Pier Two would be a compulsory occupationally based scheme similar to Kiwisaver, except that holders would no longer be entitled to the enhanced 1898 traditional scheme.
The difficulty with the two-pier scheme is that many people would not contribute enough for their pier-two pension to give them sufficient income in retirement. They could abandon their pier-two income and take the pier-one option which would give them a (perhaps almost) decent income. But that seems hardly fair, because a person who had made, say, 80 percent of the necessary contributions to make their pier-two retirement viable would receive the same retirement pension as someone who, say, had made only 20 percent of the contributions. How to deal with this inequity is quite muddling – it involves incomes testing and possibly means testing. ***** The way we usually put it is they have ‘fallen into the gap between the two piers’.
Douglas did not address the gap problem. (He has a poor record on dealing with incomes testing, sometimes proposing a 100 percent, and higher, clawback.)
As a part of the post-1996-election, coalition negotiations, Winston Peters commissioned me to prepare an enhanced retirement provision. His only direction was that it had to be implementable within the three years of the next government.

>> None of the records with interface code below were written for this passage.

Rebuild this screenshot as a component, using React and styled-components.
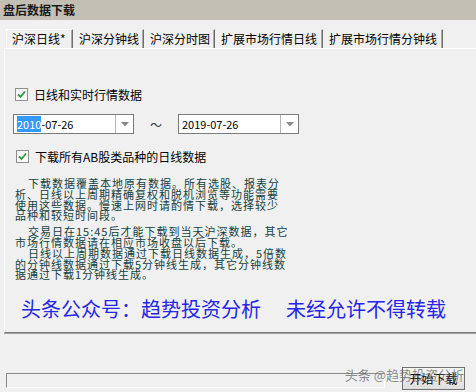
import styled, { createGlobalStyle } from "styled-components";

const GlobalStyle = createGlobalStyle`
  html, body {
    margin: 0;
    padding: 0;
    background: #f0f0f0;
  }
  body {
    width: 476px;
    height: 392px;
    overflow: hidden;
    font-family: "Noto Sans CJK SC", "Noto Sans", sans-serif;
    font-size: 12px;
    color: #000;
  }
`;

const Window = styled.div`
  width: 476px;
  height: 392px;
  display: flex;
  flex-direction: column;
  background: #f0f0f0;
  overflow: hidden;
`;

const TitleBar = styled.div`
  height: 20px;
  line-height: 20px;
  padding-left: 3px;
  background: #c3bfb5;
  color: #1a1a1a;
  font-weight: bold;
  font-size: 12px;
`;

const TabRow = styled.div`
  display: flex;
  margin-top: 9px;
  padding-left: 6px;
  height: 19px;
`;

const Tab = styled.div`
  width: ${(p) => p.$w}px;
  flex: none;
  height: 19px;
  line-height: 18px;
  padding-left: 5px;
  white-space: nowrap;
  box-sizing: border-box;
  border-top: 1px solid ${(p) => (p.$active ? "#ffffff" : "transparent")};
  border-left: 1px solid ${(p) => (p.$active ? "#ffffff" : "transparent")};
  border-right: 1px solid #6e6e6e;
  box-shadow: inset -1px 0 0 #a8a8a8;
  background: #f0f0f0;
`;

const Panel = styled.div`
  margin-left: 4px;
  height: 285px;
  border-top: 1px solid #ffffff;
  border-left: 1px solid #ffffff;
  border-bottom: 1px solid #7a7a7a;
  box-shadow: 0 1px 0 #a0a0a0;
  padding: 39px 0 0 10px;
  box-sizing: border-box;
  display: flex;
  flex-direction: column;
`;

const CheckRow = styled.label`
  display: flex;
  align-items: center;
  height: 13px;
  gap: 6px;
  margin-top: ${(p) => p.$top || 0}px;
  margin-left: ${(p) => p.$left || 0}px;
`;

const Box = styled.span`
  width: 11px;
  height: 11px;
  border: 1px solid #8e8f8f;
  background: linear-gradient(#f4f4f4, #ffffff);
  display: flex;
  align-items: center;
  justify-content: center;
`;

const DateRow = styled.div`
  display: flex;
  align-items: center;
  margin-top: 13px;
  margin-left: -2px;
  gap: 14px;
`;

const Combo = styled.div`
  width: 121px;
  height: 20px;
  box-sizing: border-box;
  border: 1px solid #7a7a7a;
  background: #fff;
  display: flex;
`;

const ComboText = styled.div`
  flex: 1;
  padding-left: 3px;
  line-height: 18px;
  font-size: 11px;
  font-family: "Noto Sans CJK SC", "DejaVu Sans", sans-serif;
`;

const Selected = styled.span`
  background: #3399ff;
  color: #fff;
`;

const DropButton = styled.div`
  width: 17px;
  border-left: 1px solid #b5b5b5;
  display: flex;
  align-items: center;
  justify-content: center;
`;

const Tilde = styled.span`
  font-size: 12px;
  color: #333;
  width: 12px;
  margin: 0 2px;
`;

const Notes = styled.div`
  margin-top: 15px;
  color: #124040;
  font-size: 11px;
  line-height: 10.8px;
  letter-spacing: 1px;
`;

const Para = styled.div`
  margin-bottom: 5px;
`;

const Line = styled.div`
  white-space: nowrap;
  padding-left: ${(p) => (p.$indent ? "13px" : "0")};
`;

const Banner = styled.div`
  margin-top: 12px;
  margin-left: 6px;
  color: #2626e6;
  font-size: 20px;
  line-height: 24px;
  white-space: nowrap;
  display: flex;
  gap: 25px;
`;

const Footer = styled.div`
  position: relative;
  flex: 1;
  display: flex;
  align-items: flex-end;
`;

const Progress = styled.div`
  width: 379px;
  height: 15px;
  margin: 0 0 4px 6px;
  box-sizing: border-box;
  border-top: 1px solid #8a8a8a;
  border-left: 1px solid #8a8a8a;
  border-bottom: 1px solid #ffffff;
  border-right: 1px solid #ffffff;
`;

const StartButton = styled.button`
  width: 63px;
  height: 23px;
  margin: 0 0 2px 17px;
  padding: 0;
  border: 1px solid #707070;
  background: linear-gradient(#f6f6f6, #dedede);
  font-family: "Noto Sans CJK SC", sans-serif;
  font-size: 12px;
  color: #000;
`;

const Watermark = styled.div`
  position: absolute;
  right: 12px;
  bottom: 8px;
  font-size: 13px;
  color: rgba(90, 90, 90, 0.7);
  white-space: nowrap;
  pointer-events: none;
`;

const Check = () => (
  <Box>
    <svg width="9" height="9" viewBox="0 0 9 9">
      <path d="M1 4.5 L3.5 7 L8 1.5" stroke="#2f9a3a" strokeWidth="1.8" fill="none" />
    </svg>
  </Box>
);

const Arrow = () => (
  <svg width="8" height="5" viewBox="0 0 8 5">
    <path d="M0 0 H8 L4 4.5 Z" fill="#8a8a8a" />
  </svg>
);

const tabs = [
  { label: "沪深日线*", w: 67 },
  { label: "沪深分钟线", w: 71 },
  { label: "沪深分时图", w: 71 },
  { label: "扩展市场行情日线", w: 108 },
  { label: "扩展市场行情分钟线", w: 120 },
];

export default function App() {
  return (
    <>
      <GlobalStyle />
      <Window>
        <TitleBar>盘后数据下载</TitleBar>
        <TabRow>
          {tabs.map((t, i) => (
            <Tab key={t.label} $w={t.w} $active={i === 0}>
              {t.label}
            </Tab>
          ))}
        </TabRow>
        <Panel>
          <CheckRow>
            <Check />
            日线和实时行情数据
          </CheckRow>
          <DateRow>
            <Combo>
              <ComboText>
                <Selected>2010</Selected>-07-26
              </ComboText>
              <DropButton>
                <Arrow />
              </DropButton>
            </Combo>
            <Tilde>～</Tilde>
            <Combo>
              <ComboText>2019-07-26</ComboText>
              <DropButton>
                <Arrow />
              </DropButton>
            </Combo>
          </DateRow>
          <CheckRow $top={16} $left={1}>
            <Check />
            下载所有AB股类品种的日线数据
          </CheckRow>
          <Notes>
            <Para>
              <Line $indent>下载数据覆盖本地原有数据。所有选股、报表分</Line>
              <Line>析、日线以上周期精确复权和脱机浏览等功能需要</Line>
              <Line>使用这些数据。慢速上网时请酌情下载，选择较少</Line>
              <Line>品种和较短时间段。</Line>
            </Para>
            <Para>
              <Line $indent>交易日在15:45后才能下载到当天沪深数据，其它</Line>
              <Line>市场行情数据请在相应市场收盘以后下载。</Line>
              <Line $indent>日线以上周期数据通过下载日线数据生成，5倍数</Line>
              <Line>的分钟线数据通过下载5分钟线生成，其它分钟线数</Line>
              <Line>据通过下载1分钟线生成。</Line>
            </Para>
          </Notes>
          <Banner>
            <span>头条公众号：趋势投资分析</span>
            <span>未经允许不得转载</span>
          </Banner>
        </Panel>
        <Footer>
          <Progress />
          <StartButton>开始下载</StartButton>
          <Watermark>头条 @趋势投资分析</Watermark>
        </Footer>
      </Window>
    </>
  );
}
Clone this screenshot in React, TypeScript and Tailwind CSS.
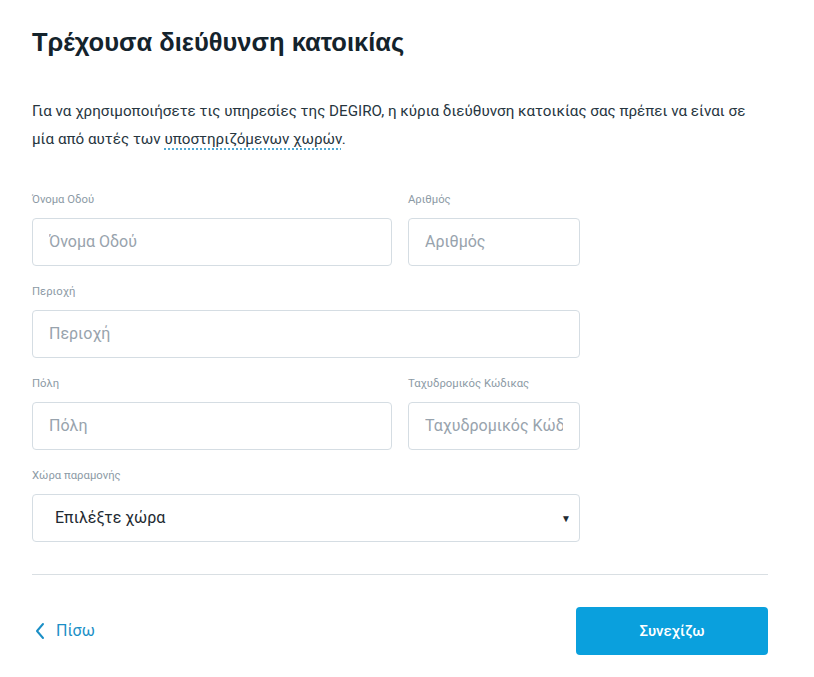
import React from "react";

function Field({ label, placeholder, className }: { label: string; placeholder: string; className: string }) {
  return (
    <div className={`flex flex-col ${className}`}>
      <label className="text-[11.3px] leading-[18px] text-[#8c9aa5] h-[18px] whitespace-nowrap">{label}</label>
      <div className="mt-[9px] h-[48px] rounded-[4px] border border-[#d5dde3] bg-white flex items-center px-[16px]">
        <span className="block flex-1 min-w-0 overflow-hidden text-[16px] text-[#98a3ad] whitespace-nowrap">{placeholder}</span>
      </div>
    </div>
  );
}

export default function App() {
  return (
    <div className="w-[814px] h-[677px] bg-white" style={{ fontFamily: "Roboto, 'Noto Sans', sans-serif" }}>
      <div className="pl-[32px] pr-[46px] pt-[26px]">
        <h1 className="text-[25.5px] leading-[32px] font-bold text-[#14232c]" style={{ fontFamily: "'Liberation Sans', Arial, sans-serif" }}>
          Τρέχουσα διεύθυνση κατοικίας
        </h1>
        <p className="mt-[39px] text-[15.2px] leading-[28px] text-[#27363f] w-[736px]">
          Για να χρησιμοποιήσετε τις υπηρεσίες της DEGIRO, η κύρια διεύθυνση κατοικίας σας πρέπει να είναι σε μία από αυτές των{" "}
          <span className="underline decoration-dotted decoration-[#1b8fc6] underline-offset-[5px]">υποστηριζόμενων χωρών</span>.
        </p>
        <div className="mt-[38px] w-[548px] flex flex-col gap-[17px]">
          <div className="flex gap-[16px]">
            <Field label="Όνομα Οδού" placeholder="Όνομα Οδού" className="w-[360px]" />
            <Field label="Αριθμός" placeholder="Αριθμός" className="w-[172px]" />
          </div>
          <Field label="Περιοχή" placeholder="Περιοχή" className="w-[548px]" />
          <div className="flex gap-[16px]">
            <Field label="Πόλη" placeholder="Πόλη" className="w-[360px]" />
            <Field label="Ταχυδρομικός Κώδικας" placeholder="Ταχυδρομικός Κώδικας" className="w-[172px]" />
          </div>
          <div className="flex flex-col">
            <label className="text-[11.3px] leading-[18px] text-[#8c9aa5] h-[18px]">Χώρα παραμονής</label>
            <div className="mt-[9px] h-[48px] rounded-[4px] border border-[#d5dde3] bg-white flex items-center justify-between pl-[22px] pr-[8px]">
              <span className="text-[16px] text-[#1e2a31]">Επιλέξτε χώρα</span>
              <span className="text-[10px] text-[#1e2a31]">▼</span>
            </div>
          </div>
        </div>
        <div className="mt-[32px] h-px bg-[#d9dfe3] w-[736px]" />
        <div className="mt-[32px] w-[736px] flex items-center justify-between">
          <div className="flex items-center gap-[10px] text-[#1b8fc6] text-[16px] ml-[2px]">
            <svg width="12" height="18" viewBox="0 0 12 18" fill="none">
              <path d="M9 2L3 9l6 7" stroke="#1b8fc6" strokeWidth="2" strokeLinecap="round" strokeLinejoin="round" />
            </svg>
            <span>Πίσω</span>
          </div>
          <button className="w-[192px] h-[48px] rounded-[4px] bg-[#0aa0dd] text-white text-[15px] font-medium">
            Συνεχίζω
          </button>
        </div>
      </div>
    </div>
  );
}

Knowing how much work had been done in 1973 and 1974, I set out a 1974-Kiwisaver three-tier approach.
I made only one substantive change. The 1974-Kiwisaver had a single investment fund managed by the government. The New Zealand First scheme gave members the choice of investing in any number of private funds (as happens for Kiwisaver funds today). I suggested this because the single state-managed fund had been a major National objection in 1975, and I thought that post-Rogernomics Labour could live with private-sector fund management. (No one knew at this time which party NZF would back).
As Treasurer in the National-NZF coalition government, Peters instructed Treasury to prepare an extended retirement provision. For reasons that I have not understood, Treasury recommended a scheme based on the Douglas two-pier approach. (The scheme could not have been implemented by the time of the election.) ******
It was badly designed with many people (particularly women, but also low-paid males) ending up with inferior provision to their existing prospect. Peters accepted the Treasury scheme – he is a big-ideas man with little interest in the details of economic policy. Interestingly, and relevant to the subsequent story, when the Treasury scheme was introduced into Parliament, Michael Cullen, the Opposition spokesperson on finance, pointed out that it was not based on the 1974-Kiwisaver scheme as set out in the Coalition agreement.

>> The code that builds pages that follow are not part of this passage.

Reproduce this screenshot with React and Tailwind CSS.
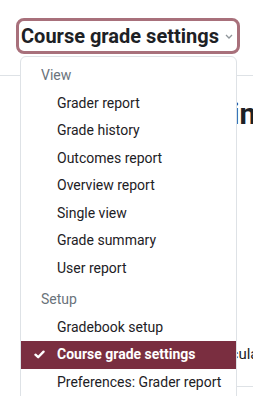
import React from 'react';

const groups = [
    {
        label: 'View',
        items: ['Grader report', 'Grade history', 'Outcomes report', 'Overview report', 'Single view', 'Grade summary', 'User report'],
    },
    {
        label: 'Setup',
        items: ['Gradebook setup', 'Course grade settings', 'Preferences: Grader report'],
    },
];

const selected = 'Course grade settings';

function Check() {
    return (
        <svg viewBox="0 0 12 10" className="h-[9px] w-[11px]" fill="none">
            <path d="M1.5 5.2 L4.5 8 L10.5 1.8" stroke="white" strokeWidth="2.6" strokeLinecap="round" strokeLinejoin="round" />
        </svg>
    );
}

export default function App() {
    return (
        <div className="relative h-[396px] w-[253px] overflow-hidden bg-white font-['Roboto',sans-serif] text-[#1d2125]">
            {/* select */}
            <div className="pl-4 pt-[18px]">
                <div className="inline-flex h-[36px] w-[224px] items-center rounded-lg border-[3px] border-[#a8707b] pl-[2px] pr-[4px]">
                    <span className="text-[20px] font-bold leading-none whitespace-nowrap">Course grade settings</span>
                    <svg viewBox="0 0 8 5" className="ml-auto h-[5px] w-[8px]" fill="none">
                        <path d="M1 1 L4 4 L7 1" stroke="#8f959a" strokeWidth="1.3" />
                    </svg>
                </div>
            </div>

            {/* page behind */}
            <div className="mt-[21px] border-t border-[#dee2e6]" />
            <h2 className="mt-[20px] ml-[92px] text-[30px] font-bold leading-[36px] whitespace-nowrap">Grade settings</h2>
            <p className="mt-[212px] ml-[209px] text-[15px] leading-[20px] whitespace-nowrap">Calculation</p>
            <div className="mt-[22px] ml-[236px] border-t border-[#dee2e6]" />

            {/* dropdown */}
            <div className="absolute left-[20px] top-[56px] w-[217px] rounded-t-md border border-[#dee2e6] bg-white pt-[5px] text-[14px]">
                {groups.map((g, gi) => (
                    <div key={g.label} className={gi > 0 ? 'mt-[4px]' : ''}>
                        <div className="flex h-[27.5px] items-center pl-[20px] text-[#6a737b]">{g.label}</div>
                        {g.items.map((item) =>
                            item === selected ? (
                                <div key={item} className="flex h-[27.5px] items-center bg-[#7a2e40] text-white font-bold">
                                    <span className="flex w-[36px] justify-center pl-[1px]"><Check /></span>
                                    {item}
                                </div>
                            ) : (
                                <div key={item} className="flex h-[27.5px] items-center pl-[36px]">{item}</div>
                            )
                        )}
                    </div>
                ))}
            </div>
        </div>
    );
}
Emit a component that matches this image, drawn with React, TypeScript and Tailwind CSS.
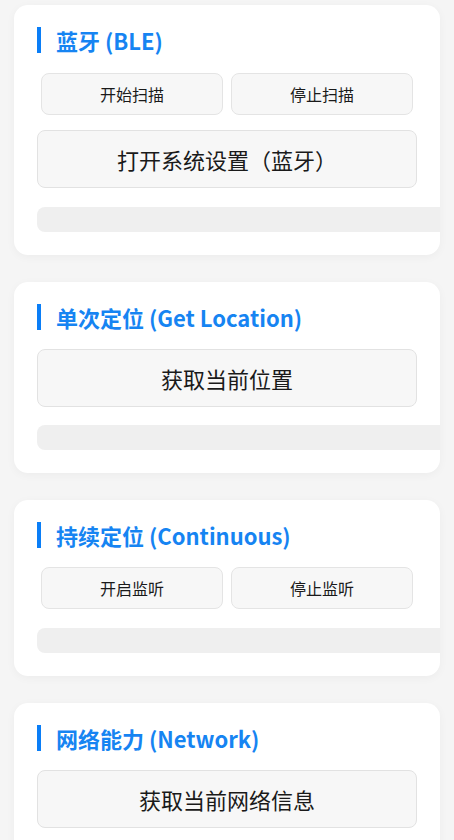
const font = { fontFamily: '"Noto Sans CJK SC", "Noto Sans", sans-serif' };

function Title({ children }: { children: React.ReactNode }) {
  return (
    <div className="flex items-center h-[26px] border-l-4 border-[#0a7ef7] pl-[15px]">
      <span className="text-[22px] leading-none font-semibold text-[#1684f2]">{children}</span>
    </div>
  );
}

function SmallButtons({ labels }: { labels: string[] }) {
  return (
    <div className="flex gap-2 px-1">
      {labels.map((l) => (
        <button
          key={l}
          className="w-[182px] h-[42px] rounded-lg border border-[#e4e4e4] bg-[#f7f7f7] text-[16px] text-[#1a1a1a]"
        >
          {l}
        </button>
      ))}
    </div>
  );
}

function BigButton({ label }: { label: string }) {
  return (
    <button className="w-full h-[58px] rounded-lg border border-[#e2e2e2] bg-[#f7f7f7] text-[22px] text-[#1a1a1a]">
      {label}
    </button>
  );
}

function LogBar() {
  return <div className="h-[25px] mr-[-40px] rounded-lg bg-[#efefef]" />;
}

function Card({ children }: { children: React.ReactNode }) {
  return (
    <div className="shrink-0 bg-white rounded-[14px] overflow-hidden shadow-[0_2px_10px_rgba(0,0,0,0.04)] pl-[23px] pr-[23px] pt-[22px] pb-[23px]">
      {children}
    </div>
  );
}

export default function App() {
  return (
    <div style={font} className="h-[840px] bg-[#f5f5f5] px-[14px] pt-[5px] flex flex-col gap-[27px] overflow-hidden">
      <Card>
        <Title>蓝牙 (BLE)</Title>
        <div className="mt-[20px]">
          <SmallButtons labels={["开始扫描", "停止扫描"]} />
        </div>
        <div className="mt-[15px]">
          <BigButton label="打开系统设置（蓝牙）" />
        </div>
        <div className="mt-[19px]">
          <LogBar />
        </div>
      </Card>

      <Card>
        <Title>单次定位 (Get Location)</Title>
        <div className="mt-[19px]">
          <BigButton label="获取当前位置" />
        </div>
        <div className="mt-[18px]">
          <LogBar />
        </div>
      </Card>

      <Card>
        <Title>持续定位 (Continuous)</Title>
        <div className="mt-[19px]">
          <SmallButtons labels={["开启监听", "停止监听"]} />
        </div>
        <div className="mt-[19px]">
          <LogBar />
        </div>
      </Card>

      <Card>
        <Title>网络能力 (Network)</Title>
        <div className="mt-[19px]">
          <BigButton label="获取当前网络信息" />
        </div>
        <div className="mt-[19px]">
          <LogBar />
        </div>
      </Card>
    </div>
  );
}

The Treasury scheme went to a referendum and was rejected by a whopping 92.8% of voters. ********
In 2006 the Clark-Cullen Government passed the Kiwisaver Act which commenced deductions in July 2007. (Peters was part of the government at that time.) Basically, it was a development of the 1974-Kiwischeme except there would be a multiple of funds to choose for investing as in the Peters proposal of 1996. The Act was supported by all parties in Parliament except National. The Kiwisaver scheme has proved to be very popular since.
National has recently changed its position and is proposing to extend the Kiwisaver scheme. Given National opposed the scheme in 1975 and in 2006, this represents a major reversal. (ACT, which was not in Parliament in 2006, opposes the extension.) All the other parliamentary parties support the current Kiwisaver scheme and may well propose extensions. (NZF already has.) Especially interesting will be Labour’s response since Kiwisaver was its baby in the Kirk-Rowling and Clark-Cullen Government (but not the Lange-Douglas one).
I leave National to explain its turnaround. It is not the first time it has changed its mind. Leader Sid Holland called the 1938 Social Security Act ‘applied lunacy’ in response to Michael Joseph Savage’s description of it as ‘applied Christianity’. Yet in 1974, John Marshall, then National’s leader, claimed that now National was the party of social security. (In 1990 Ruth Richardson and Jenny Shipley reversed Marshall’s claim by instituting a ‘redesign of the welfare state’ which transformed the one Marshall was defending into a meaner American-style minimalist one.) Is National changing its mind again?
This column has been a simplified description of the history of Kiwisaver; it has had to leave out a lot of detail to remain within column length. I leave the economics of the scheme to a subsequent column, when the other parties have announced their proposals.
Notes
* To simplify, I have left out the 1972 Royal Commission on Social Security which refined the 1898/1938 approach. See my Pragmatism and Progress: Social Security in the Seventies and Chapters 26 and 51 of Not in Narrow Seas: The Economic History of Aotearoa New Zealand.
** Much of the opposition to a universal Kiwisaver has come – whether they be on the left or right – from those who already had generous occupational pensions.
*** Again for simplification, I have skipped the important role of housing in savings and retirement provision.
**** This is not the only occasion that politicians have made promises which did not stack up. It happens more frequently when they are in opposition because they do not have access to official advice; party research units are rarely as competent.
***** Means testing traditionally involved looking at the individual’s assets as well as income. Before means testing was abolished on social security beneficiaries in 1960, it included counting their pairs of underpants. Nowadays, those unfamiliar with the history and theory use the term ‘means testing’ instead of ‘incomes testing’.
****** I have looked at the Treasury working papers and there is no indication that the 1974-Kiwisaver scheme was even looked at. The most common explanation is that the 1993 Douglas scheme was more neoliberal and Treasury was so besotted with neoliberalism they could think of no other.
***** One might contemplate what might have happened if Peters had offered a scheme that had been accepted by voters. Because of his resulting popularity, it seems likely that National would not have been so keen to dump him, as they did in 1998.